Pope John XI of Alexandria, 89th Pope of Alexandria and Patriarch of the See of St. Mark.

Before his enthronement as Pope, his name was Farag. After his enthronement, he became known as John El-Maksi because he was from El-Maksa district in Cairo.

He was contemporary to Al-Ashraf Sayf-ad-Din Barsbay, Al-Aziz Jamal-ad-Din Yusuf, Az-Zahir Sayf-ad-Din Jaqmaq, and Al-Mansur Fakhr-ad-Din Uthman, the Burji sultans of Egypt. During his Papacy, the Copts encountered many hardships that the kings of Ethiopia threatened the Burji Mamluks to cut the flow of the Nile because of their persecution of the Christians. John XI was forbidden to communicate with the kings of Ethiopia and Nubia without the permission and knowledge of the sultans.

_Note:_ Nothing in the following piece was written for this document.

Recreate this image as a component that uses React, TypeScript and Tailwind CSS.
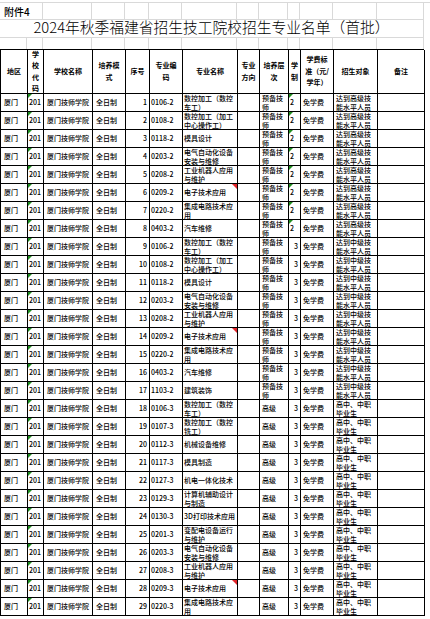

John XI was enthroned on 16 Pashons, 1143 A.M. (May 11, 1427 A.D.). He occupied the Throne of Saint Mark for 24 years, 11 months, and 23 days. He departed on 9 Pashons, 1168 A.M. (May 4, 1452). He was buried in the tomb of the Monastery of El-Khandak. The Papal Throne remained vacant after his departure for 4 months and 6 days.